After 10 years of planning and preparation, breaking the sound barrier in a private jet has taken a major step backwards.  Aerion Supersonic has shuttered it operations because the millions of dollars raised thus far from investors, plus the contributions of its billionaire owner, are not going to be enough to bring to market its AS2 supersonic business jet.

“The AS2 supersonic business jet program meets all market, technical, regulatory and sustainability requirements, and the market for a new supersonic segment of general aviation has been validated with $11.2 billion in sales backlog for the AS2,” the company said in an statement Saturday.  “However, in the current financial environment, it has proven hugely challenging to close on the scheduled and necessary large new capital requirements to finalize the transition of the AS2 into production.  Given these conditions, the Aerion Corporation is now taking the appropriate steps in consideration of this ongoing financial environment.”

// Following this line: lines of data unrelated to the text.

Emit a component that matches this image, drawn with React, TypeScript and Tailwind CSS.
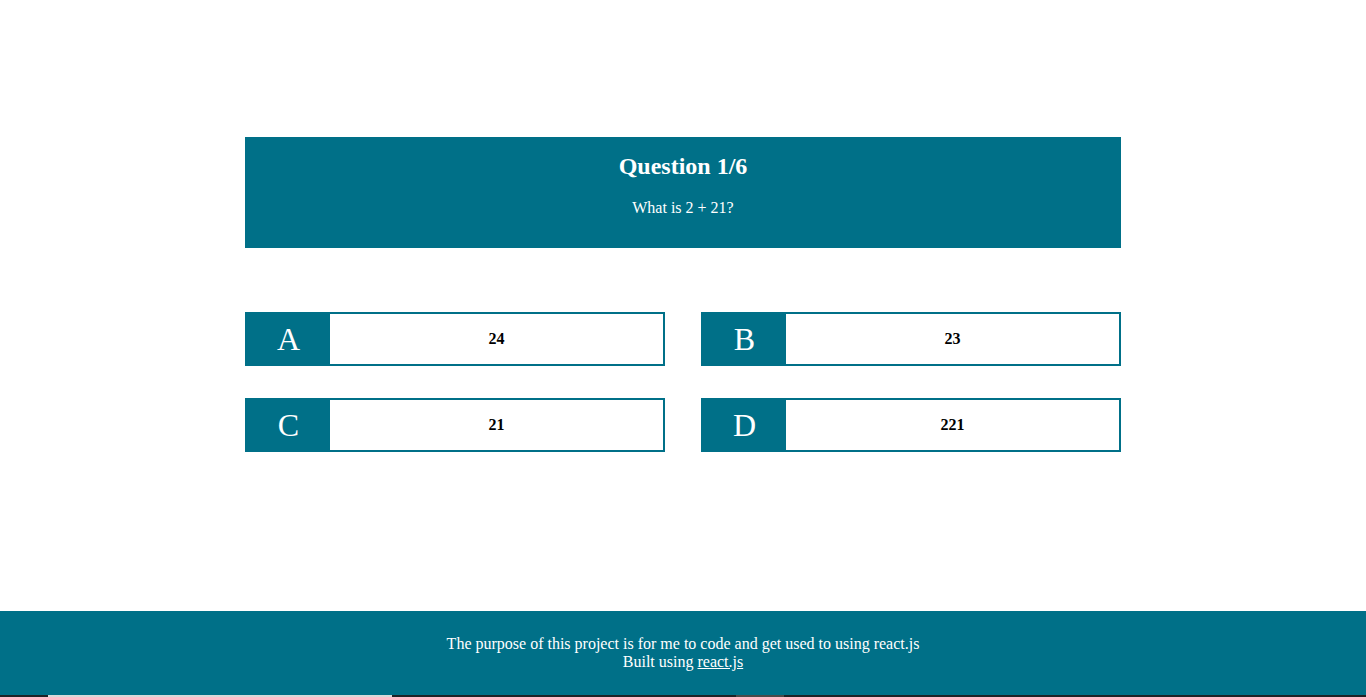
import React from "react";

const answers = [
  { letter: "A", text: "24" },
  { letter: "B", text: "23" },
  { letter: "C", text: "21" },
  { letter: "D", text: "221" },
];

const App = () => {
  return (
    <div className="flex h-[697px] flex-col bg-white font-['Liberation_Serif',serif] text-black">
      <main className="flex-1 pt-[137px]">
        {/* Question card */}
        <div className="mx-auto flex h-[111px] w-[876px] flex-col items-center bg-[#007088] pt-[15px] text-white">
          <h2 className="text-[24px] font-bold leading-[28px]">Question 1/6</h2>
          <p className="mt-[19px] text-[16px] leading-[18px]">What is 2 + 21?</p>
        </div>

        {/* Answers */}
        <div className="mx-auto mt-[64px] grid w-[876px] grid-cols-2 gap-x-[36px] gap-y-[32px]">
          {answers.map((a) => (
            <button
              key={a.letter}
              className="flex h-[54px] items-stretch border-2 border-[#007088] bg-white"
            >
              <span className="flex w-[83px] items-center justify-center bg-[#007088] pb-[1px] text-[32px] leading-none text-white">
                {a.letter}
              </span>
              <span className="flex flex-1 items-center justify-center text-[16px] font-bold">
                {a.text}
              </span>
            </button>
          ))}
        </div>
      </main>

      <footer className="flex h-[84px] flex-col items-center justify-center bg-[#007088] text-[16px] leading-[18px] text-white">
        <p>The purpose of this project is for me to code and get used to using react.js</p>
        <p>
          Built using <a href="#" className="underline">react.js</a>
        </p>
      </footer>
      <div className="flex h-[2px] bg-[#1e2226]">
        <div className="w-[48px]" />
        <div className="w-[344px] bg-[#d9d9d9]" />
        <div className="w-[344px]" />
        <div className="w-[48px] bg-[#4a4a4a]" />
      </div>
    </div>
  );
};

export default App;
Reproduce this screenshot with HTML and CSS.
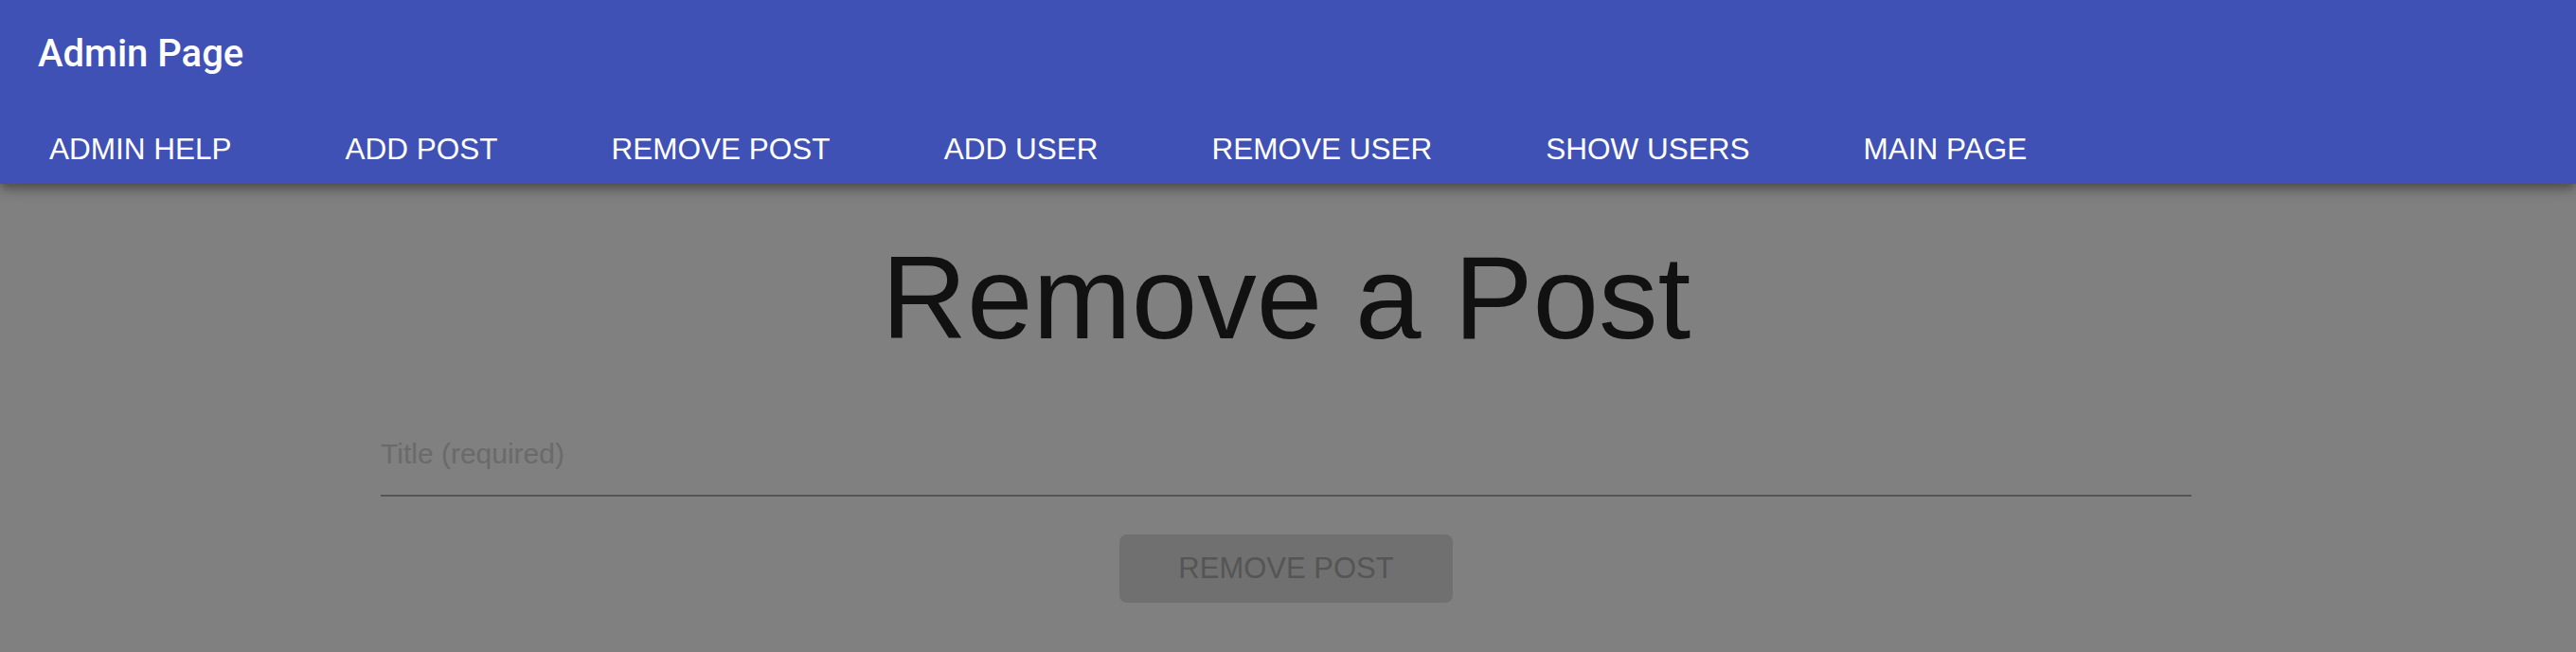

During the past decade, Aerion became a fixture at trade shows and hosted splashy news conferences and big-name supporters (such as Boeing), but it hasn’t made an airplane.  One of the company’s biggest announcements occurred at NBAA 2018 when Aerion announced that General Electric would develop and build the engine for the 12-seater jet.  But there wasn’t enough money to fund that billion-dollar project, which represented 25 percent of the estimated $4 billion cost of the program.

Aerion had announced a plan to move from Reno, Nevada, to Melbourne, Florida, and begin assembly of a prototype, which was expected to fly in 2024.  The FAA also had been laying the regulatory groundwork for testing of the new aircraft, including validation of its so-called “boomless technology,” which the company hoped would allow it to fly supersonic over land in the U.S., a practice that is banned at present.